-- BEGIN --
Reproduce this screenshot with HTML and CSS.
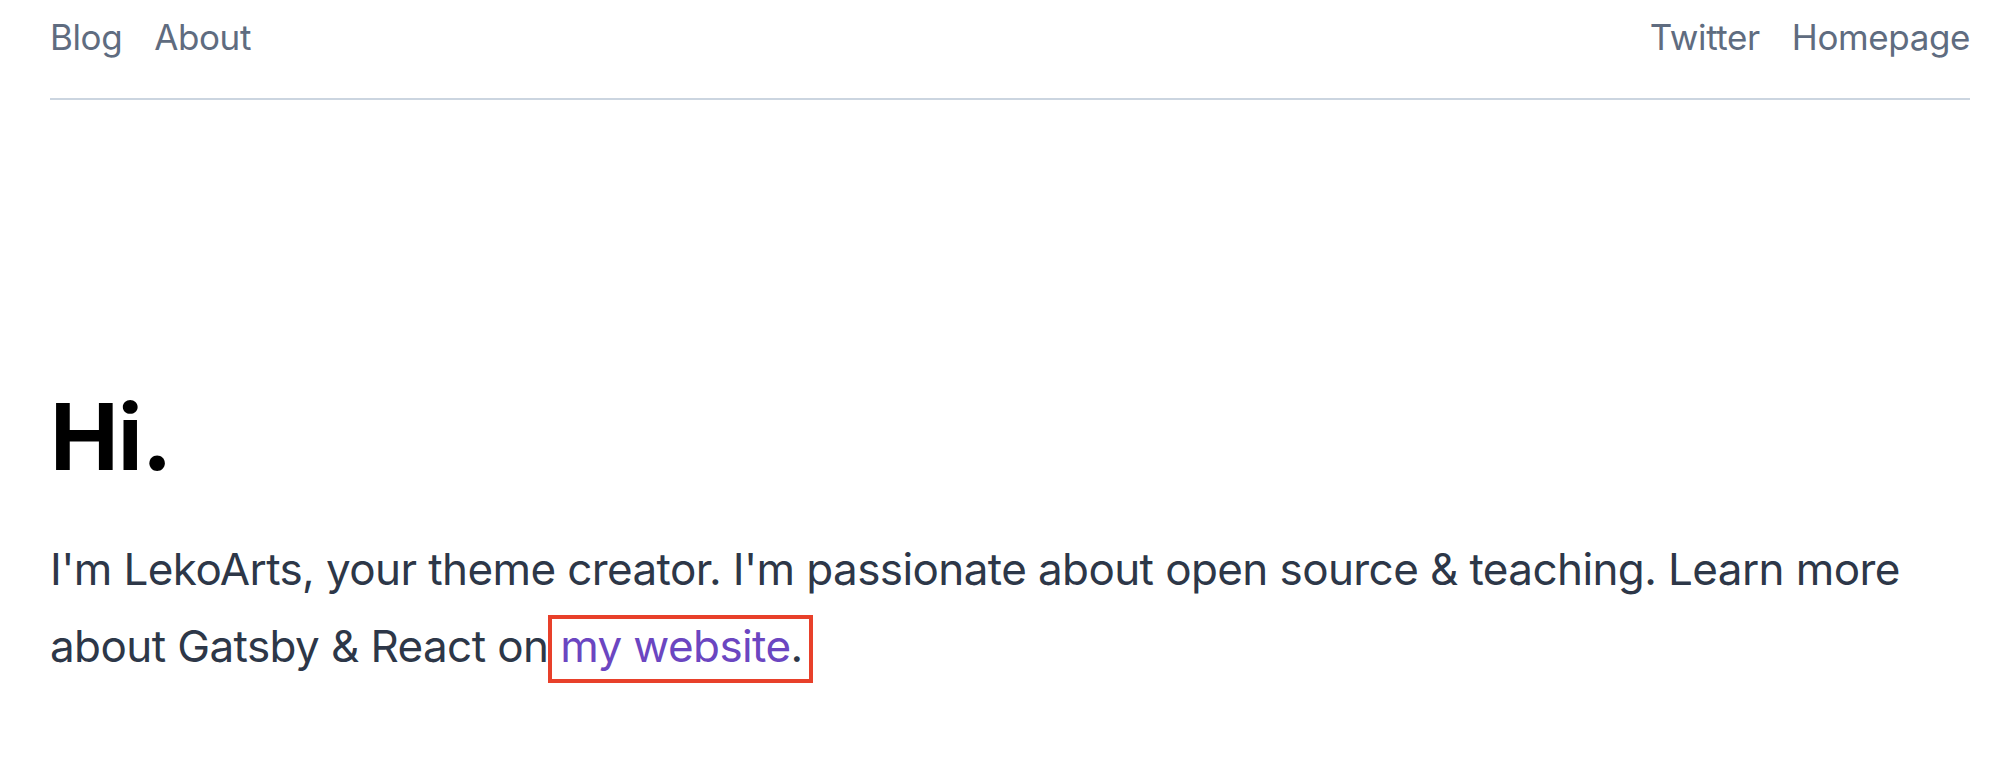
-- END --
-- BEGIN --
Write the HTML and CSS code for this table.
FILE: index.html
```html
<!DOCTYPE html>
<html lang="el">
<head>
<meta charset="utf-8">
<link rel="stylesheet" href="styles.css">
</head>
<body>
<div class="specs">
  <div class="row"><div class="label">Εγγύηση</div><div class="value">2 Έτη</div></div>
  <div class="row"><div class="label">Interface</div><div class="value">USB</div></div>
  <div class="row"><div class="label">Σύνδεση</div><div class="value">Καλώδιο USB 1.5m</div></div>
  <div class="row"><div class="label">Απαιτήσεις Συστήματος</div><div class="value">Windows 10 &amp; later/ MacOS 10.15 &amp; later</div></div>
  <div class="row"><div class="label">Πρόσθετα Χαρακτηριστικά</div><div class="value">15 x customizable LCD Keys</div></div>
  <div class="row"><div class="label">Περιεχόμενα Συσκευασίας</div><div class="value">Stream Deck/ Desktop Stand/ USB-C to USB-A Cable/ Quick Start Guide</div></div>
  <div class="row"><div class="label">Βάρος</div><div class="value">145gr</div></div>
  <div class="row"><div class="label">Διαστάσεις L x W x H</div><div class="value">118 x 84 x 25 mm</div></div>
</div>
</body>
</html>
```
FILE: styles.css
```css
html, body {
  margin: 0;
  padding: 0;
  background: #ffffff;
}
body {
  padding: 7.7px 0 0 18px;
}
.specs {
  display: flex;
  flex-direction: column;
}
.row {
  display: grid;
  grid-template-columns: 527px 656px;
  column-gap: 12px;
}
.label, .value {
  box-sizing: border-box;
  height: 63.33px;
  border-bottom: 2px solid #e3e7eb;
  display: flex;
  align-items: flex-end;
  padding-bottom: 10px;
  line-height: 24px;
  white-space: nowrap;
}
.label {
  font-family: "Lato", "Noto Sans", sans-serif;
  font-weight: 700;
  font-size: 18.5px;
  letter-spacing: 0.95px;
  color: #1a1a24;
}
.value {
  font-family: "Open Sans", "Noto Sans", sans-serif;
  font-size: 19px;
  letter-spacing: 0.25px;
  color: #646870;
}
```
-- END --
-- BEGIN --
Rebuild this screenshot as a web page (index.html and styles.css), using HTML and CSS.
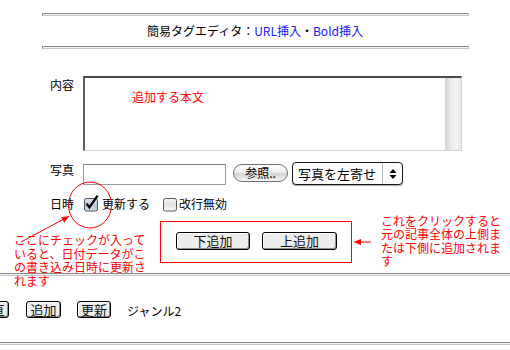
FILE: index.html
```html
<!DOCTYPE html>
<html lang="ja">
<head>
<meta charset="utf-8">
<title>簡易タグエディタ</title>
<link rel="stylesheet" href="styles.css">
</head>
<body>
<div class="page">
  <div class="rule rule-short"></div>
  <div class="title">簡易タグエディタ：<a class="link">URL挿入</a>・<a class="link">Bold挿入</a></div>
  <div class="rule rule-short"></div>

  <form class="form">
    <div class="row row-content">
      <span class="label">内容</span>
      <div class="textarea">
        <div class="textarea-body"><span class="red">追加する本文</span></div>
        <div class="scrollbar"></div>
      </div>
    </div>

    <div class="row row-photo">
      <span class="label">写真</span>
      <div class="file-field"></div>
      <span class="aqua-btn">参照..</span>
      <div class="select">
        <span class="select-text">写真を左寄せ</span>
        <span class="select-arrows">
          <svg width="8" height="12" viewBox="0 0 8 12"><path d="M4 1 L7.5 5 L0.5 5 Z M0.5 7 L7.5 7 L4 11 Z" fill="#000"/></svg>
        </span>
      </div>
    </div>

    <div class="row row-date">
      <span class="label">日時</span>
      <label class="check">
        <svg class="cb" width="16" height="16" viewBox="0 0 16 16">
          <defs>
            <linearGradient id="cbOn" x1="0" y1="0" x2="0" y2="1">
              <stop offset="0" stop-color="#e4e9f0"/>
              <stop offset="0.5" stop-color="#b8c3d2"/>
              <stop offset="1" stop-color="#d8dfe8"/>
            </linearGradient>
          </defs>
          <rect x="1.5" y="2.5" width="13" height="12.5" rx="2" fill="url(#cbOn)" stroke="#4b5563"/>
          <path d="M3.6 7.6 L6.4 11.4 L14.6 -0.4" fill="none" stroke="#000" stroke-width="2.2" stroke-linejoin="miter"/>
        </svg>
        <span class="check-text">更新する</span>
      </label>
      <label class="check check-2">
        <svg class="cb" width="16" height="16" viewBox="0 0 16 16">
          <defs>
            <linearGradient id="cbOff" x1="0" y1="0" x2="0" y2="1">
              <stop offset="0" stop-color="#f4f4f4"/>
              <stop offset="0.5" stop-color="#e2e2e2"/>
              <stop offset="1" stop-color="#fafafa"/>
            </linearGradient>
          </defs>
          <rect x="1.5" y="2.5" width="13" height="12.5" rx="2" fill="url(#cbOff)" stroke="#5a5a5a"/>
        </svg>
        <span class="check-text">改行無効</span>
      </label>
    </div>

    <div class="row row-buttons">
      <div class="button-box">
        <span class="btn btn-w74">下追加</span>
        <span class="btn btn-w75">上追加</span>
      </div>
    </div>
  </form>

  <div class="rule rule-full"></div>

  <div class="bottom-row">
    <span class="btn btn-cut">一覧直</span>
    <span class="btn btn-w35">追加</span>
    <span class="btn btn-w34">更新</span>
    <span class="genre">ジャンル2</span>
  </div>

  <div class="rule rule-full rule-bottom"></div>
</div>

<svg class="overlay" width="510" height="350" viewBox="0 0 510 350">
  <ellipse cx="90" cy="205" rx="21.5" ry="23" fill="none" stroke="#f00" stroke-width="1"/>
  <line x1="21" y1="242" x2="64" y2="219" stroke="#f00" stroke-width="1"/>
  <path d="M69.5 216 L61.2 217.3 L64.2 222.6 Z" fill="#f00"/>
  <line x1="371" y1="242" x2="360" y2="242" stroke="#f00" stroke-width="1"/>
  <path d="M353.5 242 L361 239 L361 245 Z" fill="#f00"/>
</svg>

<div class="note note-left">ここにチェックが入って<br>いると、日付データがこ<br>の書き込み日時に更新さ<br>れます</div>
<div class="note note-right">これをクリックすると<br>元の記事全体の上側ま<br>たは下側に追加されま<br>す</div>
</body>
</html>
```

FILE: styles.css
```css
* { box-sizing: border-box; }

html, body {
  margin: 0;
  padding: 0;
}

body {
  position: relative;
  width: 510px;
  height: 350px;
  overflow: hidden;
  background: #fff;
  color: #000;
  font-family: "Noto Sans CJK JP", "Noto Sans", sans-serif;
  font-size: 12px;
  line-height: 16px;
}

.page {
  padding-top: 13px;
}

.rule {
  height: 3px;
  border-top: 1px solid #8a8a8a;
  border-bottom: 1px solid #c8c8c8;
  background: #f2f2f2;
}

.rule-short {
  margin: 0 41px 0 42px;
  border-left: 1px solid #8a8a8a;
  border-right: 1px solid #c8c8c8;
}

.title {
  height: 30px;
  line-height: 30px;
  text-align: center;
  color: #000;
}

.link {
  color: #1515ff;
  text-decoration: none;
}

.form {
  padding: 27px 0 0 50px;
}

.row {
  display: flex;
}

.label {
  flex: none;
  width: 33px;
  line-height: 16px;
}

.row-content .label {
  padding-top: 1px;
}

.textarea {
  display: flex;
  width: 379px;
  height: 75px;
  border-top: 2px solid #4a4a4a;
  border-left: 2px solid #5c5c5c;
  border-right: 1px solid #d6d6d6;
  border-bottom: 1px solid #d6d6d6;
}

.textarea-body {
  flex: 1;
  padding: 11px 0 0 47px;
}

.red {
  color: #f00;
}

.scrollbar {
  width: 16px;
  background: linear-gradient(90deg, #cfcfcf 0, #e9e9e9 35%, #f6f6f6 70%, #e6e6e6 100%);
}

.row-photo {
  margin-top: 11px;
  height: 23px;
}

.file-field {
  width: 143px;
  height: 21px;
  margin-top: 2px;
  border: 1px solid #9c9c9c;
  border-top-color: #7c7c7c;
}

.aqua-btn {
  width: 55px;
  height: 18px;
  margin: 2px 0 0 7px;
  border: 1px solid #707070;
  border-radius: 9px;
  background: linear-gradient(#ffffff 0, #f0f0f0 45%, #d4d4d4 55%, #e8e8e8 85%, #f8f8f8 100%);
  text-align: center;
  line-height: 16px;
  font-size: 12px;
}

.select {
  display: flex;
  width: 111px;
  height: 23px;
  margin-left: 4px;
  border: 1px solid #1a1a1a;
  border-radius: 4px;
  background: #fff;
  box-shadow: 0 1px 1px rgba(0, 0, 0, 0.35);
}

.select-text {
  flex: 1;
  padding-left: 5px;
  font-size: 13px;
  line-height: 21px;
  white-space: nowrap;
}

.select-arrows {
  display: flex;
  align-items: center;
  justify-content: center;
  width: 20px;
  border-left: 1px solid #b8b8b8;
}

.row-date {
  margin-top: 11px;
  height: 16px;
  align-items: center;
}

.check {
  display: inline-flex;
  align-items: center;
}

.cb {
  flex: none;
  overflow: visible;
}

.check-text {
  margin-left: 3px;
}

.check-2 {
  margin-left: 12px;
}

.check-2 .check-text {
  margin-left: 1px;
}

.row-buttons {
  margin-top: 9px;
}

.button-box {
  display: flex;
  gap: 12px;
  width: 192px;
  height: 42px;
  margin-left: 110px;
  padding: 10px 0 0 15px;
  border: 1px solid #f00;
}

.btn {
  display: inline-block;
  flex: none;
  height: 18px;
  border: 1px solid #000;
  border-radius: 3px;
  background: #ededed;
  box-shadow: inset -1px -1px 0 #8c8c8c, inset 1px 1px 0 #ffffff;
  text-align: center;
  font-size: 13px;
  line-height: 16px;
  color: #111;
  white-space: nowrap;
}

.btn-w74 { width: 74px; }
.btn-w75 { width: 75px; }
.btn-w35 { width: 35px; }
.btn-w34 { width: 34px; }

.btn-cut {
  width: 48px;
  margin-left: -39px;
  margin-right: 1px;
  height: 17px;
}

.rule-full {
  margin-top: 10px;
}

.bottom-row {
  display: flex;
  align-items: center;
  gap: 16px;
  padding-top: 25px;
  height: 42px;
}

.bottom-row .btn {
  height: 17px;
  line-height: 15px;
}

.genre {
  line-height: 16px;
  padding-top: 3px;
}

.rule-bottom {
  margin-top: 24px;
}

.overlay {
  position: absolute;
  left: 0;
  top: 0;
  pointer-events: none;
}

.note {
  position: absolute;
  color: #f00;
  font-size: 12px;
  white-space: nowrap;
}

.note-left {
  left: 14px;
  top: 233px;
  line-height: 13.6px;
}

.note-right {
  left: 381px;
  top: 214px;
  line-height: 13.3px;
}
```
-- END --
▶ _Set task_
Pull out each line containing the word "this" and copy it.

▶ _Worked solution_
Reproduce this screenshot with HTML and CSS.
Write the HTML and CSS code for this table.
Rebuild this screenshot as a web page (index.html and styles.css), using HTML and CSS.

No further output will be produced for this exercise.